Кризис роста и человеческие ресурсы
Обсуждаемая проблематика совсем не абстрактна. Она вполне реально отражается на повседневной жизни людей. Не важно, какую роль вы играете в мире бизнеса, вполне вероятно, что вы уже ощутили на себе закат традиционной модели роста.
Допустим, если вы – менеджер среднего звена, то, возможно, вы поймали себя на следующих мыслях:
«В последние годы работать становится все тяжелее и тяжелее. Раньше я плавно двигался от успеха к успеху. Но сейчас зарплату поднимают незначительно, а повышения по карьерной лестнице стали редким явлением. Становится сложнее согласовать инвестиции, наем новых сотрудников или покупку нового оборудования.
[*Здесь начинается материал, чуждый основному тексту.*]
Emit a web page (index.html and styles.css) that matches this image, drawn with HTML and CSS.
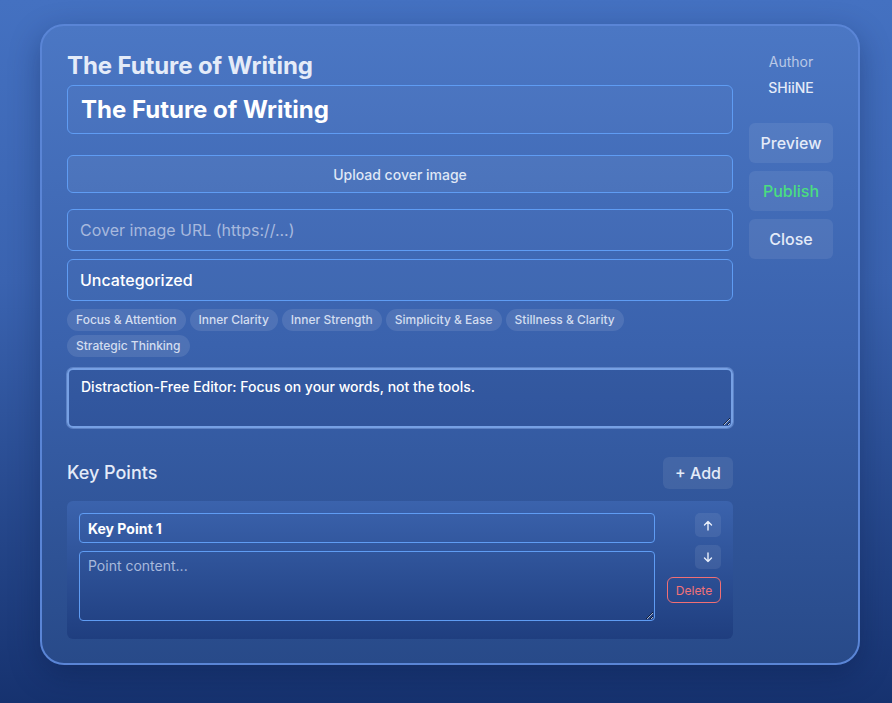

Когда я только пришел в компанию, все в ней казалось оптимистичным, инновационным и перспективным. Что происходит теперь, я даже не знаю. Высшее руководство продолжает говорить, по крайней мере публично, что это всего лишь цикличный спад, что все мы должны задраить люки и благополучно перенести шторм. Но я не думаю, что еще верю в это.
У меня все еще есть работа… тьфу-тьфу-тьфу, но кто знает, как долго это продолжится. Когда мои акции в компании подскочили в 1990-х, у меня возникла идея раннего ухода на пенсию. Но за последние три года они в лучшем случае немного сдвинулись, и я не знаю, смогу ли я когда-нибудь вообще перестать работать.
Но хуже всего то, что работа не приносит уже столько удовольствия. Раньше, прогуливаясь по коридору, я обычно слышал смех и оживленный диалог. Теперь я только и вижу, как люди нервно шепчутся за прикрытыми дверями. Раньше я с нетерпением ждал утра понедельника, сейчас я просто стараюсь не думать об этом».